You know you’re getting old when your childhood starts turning up in history books. “State of Emergency” is the third volume in Dominic Sandbrook’s superlative history of post war Britain. His first two volumes took in the illusions and delusions of victory and grandeur in the years leading up to Suez, and then explored the “swinging” between aggressive optimism and seven flavours of squalor in the Sixties. Now he turns to the years of Edward Heath’s surprise 1970 electoral victory, Britain’s entry into the EEC, power cuts and miners’ strikes, Bloody Sunday and Slade. In terms of headlines, these were not the sunniest of days.
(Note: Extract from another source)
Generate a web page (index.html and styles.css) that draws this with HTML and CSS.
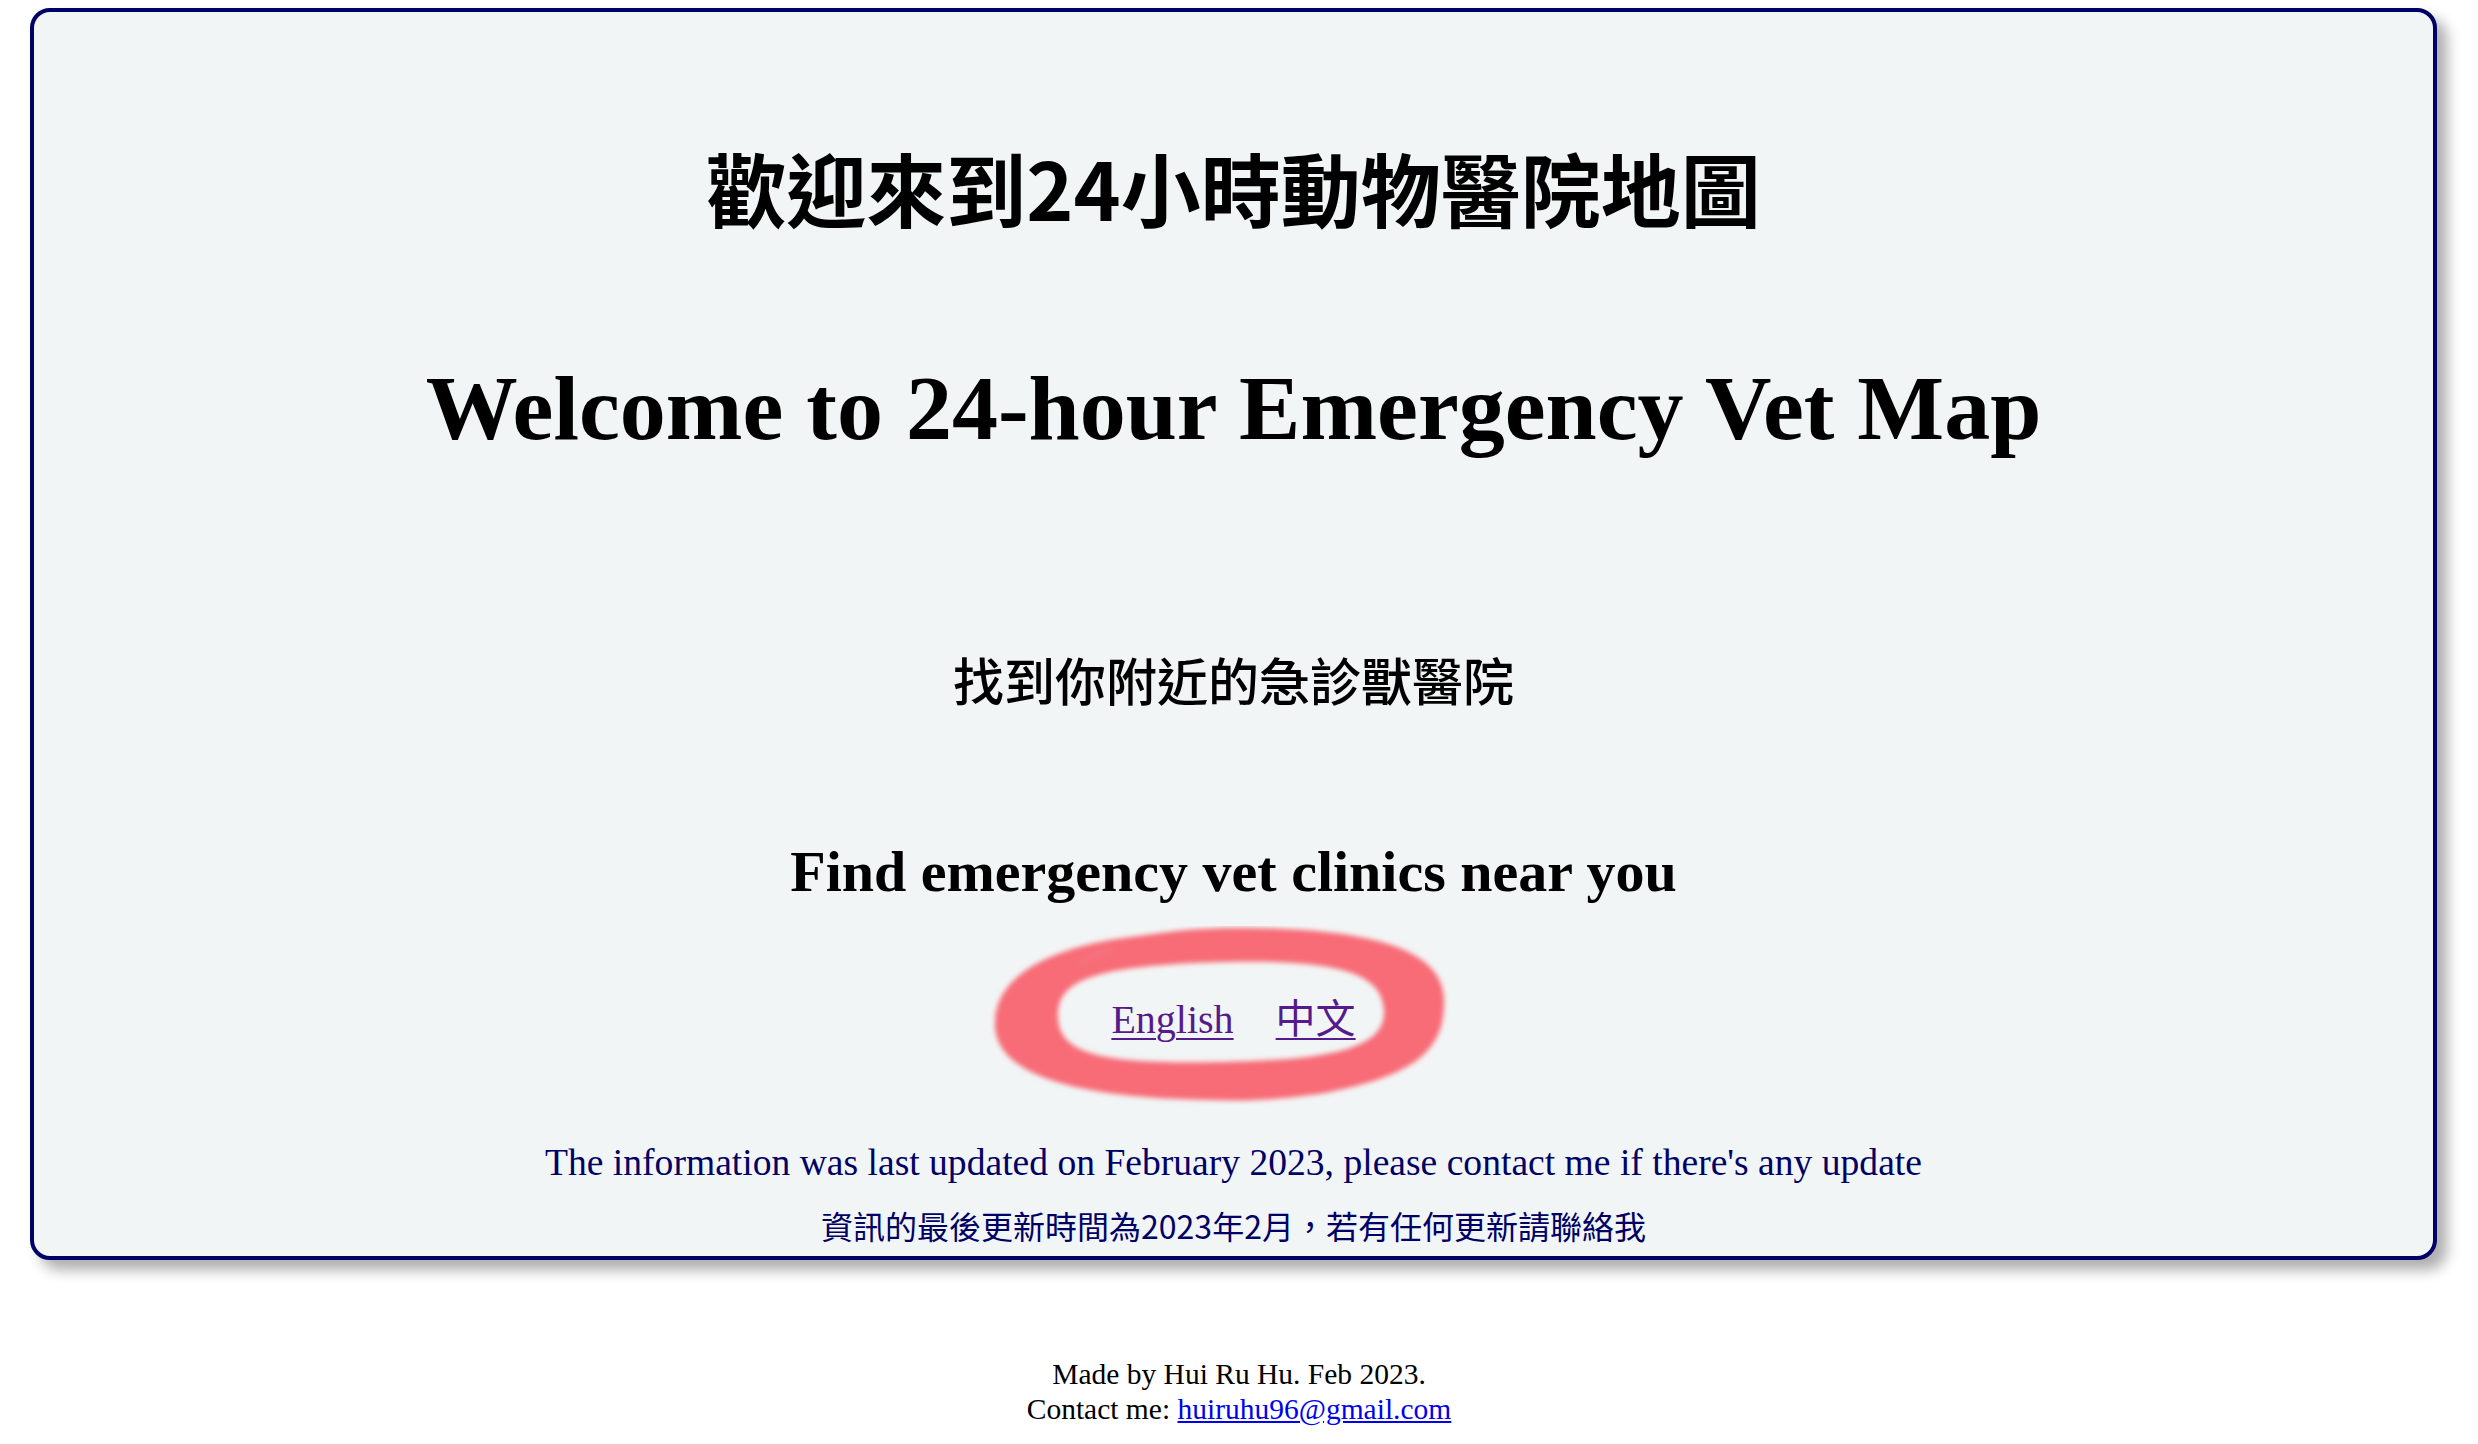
FILE: index.html
```html
<!DOCTYPE html>
<html lang="zh-Hant">
<head>
<meta charset="utf-8">
<title>24-hour Emergency Vet Map</title>
<link rel="stylesheet" href="styles.css">
</head>
<body>
<main class="card">
  <h1 class="title-zh">歡迎來到24小時動物醫院地圖</h1>
  <h1 class="title-en">Welcome to 24-hour Emergency Vet Map</h1>
  <h2 class="sub-zh">找到你附近的急診獸醫院</h2>
  <h2 class="sub-en">Find emergency vet clinics near you</h2>
  <div class="links">
    <svg class="circle" width="470" height="180" viewBox="0 0 470 180" aria-hidden="true">
      <defs>
        <filter id="soft" x="-10%" y="-10%" width="120%" height="120%">
          <feGaussianBlur stdDeviation="2.6"/>
        </filter>
      </defs>
      <g filter="url(#soft)">
        <path fill="#f8636f" fill-rule="evenodd" opacity="0.94"
          d="M 6 100 C 4 50, 60 20, 150 10 C 190 4, 215 2, 250 2 C 385 2, 453 24, 455 72 C 457 122, 430 150, 330 168 C 280 175, 250 175, 220 174 C 96 172, 8 152, 6 100 Z
             M 69 92 C 67 52, 110 40, 232 36 C 352 33, 393 48, 395 84 C 397 120, 350 134, 232 136 C 118 138, 71 130, 69 92 Z"/>
        <path fill="none" stroke="#f37a86" stroke-width="6" stroke-linecap="round" opacity="0.5" d="M 92 38 C 100 30, 110 26, 122 24"/>
      </g>
    </svg>
    <a class="lang" href="#en">English</a>
    <a class="lang" href="#zh">中文</a>
  </div>
  <p class="info-en">The information was last updated on February 2023, please contact me if there's any update</p>
  <p class="info-zh">資訊的最後更新時間為2023年2月，若有任何更新請聯絡我</p>
</main>
<footer class="footer">
  <p class="footer-line">Made by Hui Ru Hu. Feb 2023.</p>
  <p class="footer-line">Contact me: <a class="mail" href="mailto:huiruhu96@gmail.com">huiruhu96@gmail.com</a></p>
</footer>
</body>
</html>
```
FILE: styles.css
```css
html, body {
  margin: 0;
  padding: 0;
  background: #ffffff;
}

body {
  font-family: "Liberation Serif", "Noto Sans CJK TC", serif;
  color: #000000;
}

.card {
  margin: 8px 41px 0 30px;
  border: 4px solid #000066;
  border-radius: 20px;
  background: #f2f5f5;
  box-shadow: 10px 10px 14px rgba(0, 0, 0, 0.32);
  text-align: center;
  padding: 124px 0 9px;
}

.title-zh {
  margin: 0;
  font-family: "Noto Sans CJK TC", sans-serif;
  font-weight: 700;
  font-size: 80px;
  line-height: 100px;
}

.title-en {
  margin: 117px 0 0;
  font-family: "Liberation Serif", serif;
  font-weight: 700;
  font-size: 92px;
  line-height: 110px;
}

.sub-zh {
  margin: 181px 0 0;
  font-family: "Noto Sans CJK TC", sans-serif;
  font-weight: 500;
  font-size: 51px;
  line-height: 70px;
}

.sub-en {
  margin: 123px 0 0;
  font-family: "Liberation Serif", serif;
  font-weight: 700;
  font-size: 58px;
  line-height: 70px;
}

.links {
  position: relative;
  margin: 25px 0 0;
  height: 176px;
  display: flex;
  justify-content: center;
  align-items: center;
  gap: 42px;
}

.circle {
  position: absolute;
  left: 50%;
  top: -6px;
  margin-left: -245px;
  pointer-events: none;
}

.lang {
  position: relative;
  font-family: "Liberation Serif", "Noto Sans CJK TC", serif;
  font-size: 40px;
  line-height: 50px;
  color: #551a8b;
  text-decoration: underline;
  text-decoration-thickness: 2px;
  text-underline-offset: 5px;
}

.info-en {
  margin: 33px 0 0;
  font-family: "Liberation Serif", serif;
  font-size: 37.6px;
  line-height: 44px;
  color: #000066;
}

.info-zh {
  margin: 18px 0 0;
  font-family: "Noto Sans CJK TC", sans-serif;
  font-size: 32px;
  line-height: 44px;
  color: #000066;
}

.footer {
  margin: 97px 0 0;
  text-align: center;
}

.footer-line {
  margin: 0;
  font-family: "Liberation Serif", serif;
  font-size: 29.5px;
  line-height: 35px;
}

.mail {
  color: #0000ee;
  text-decoration: underline;
}
```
The Seventies have never enjoyed an especially glamorous image. In a beauty parade of the 20th century’s decades, they might be lucky to shuffle on quietly at the back, hiding out of the way behind even the Thirties. For one thing, there’s that persistent sense – evident at the time, as Sandbrook demonstrates – that they were a bleary and regretful hangover after the wild party of the Sixties. Britain, supposedly, got it on with History after slipping off its glasses and unpinning its tightly wound up hair. By 1972 it was obvious that History wasn’t going to phone, as it had seemed to promise when Bobby Charlton handed the Jules Rimet Trophy to John Lennon, in order that Mary Quant could drive him out of Wembley in a souped-up Mini borrowed from Michael Caine. This may not have actually happened but it feels like that. For people my age, born just as this self-appointed most-legendary-of-eras ended, there has always been the feeling that we turned up just a little too late and if we wouldn’t mind cleaning out the ashtrays and righting the furniture that would be lovely, thank you.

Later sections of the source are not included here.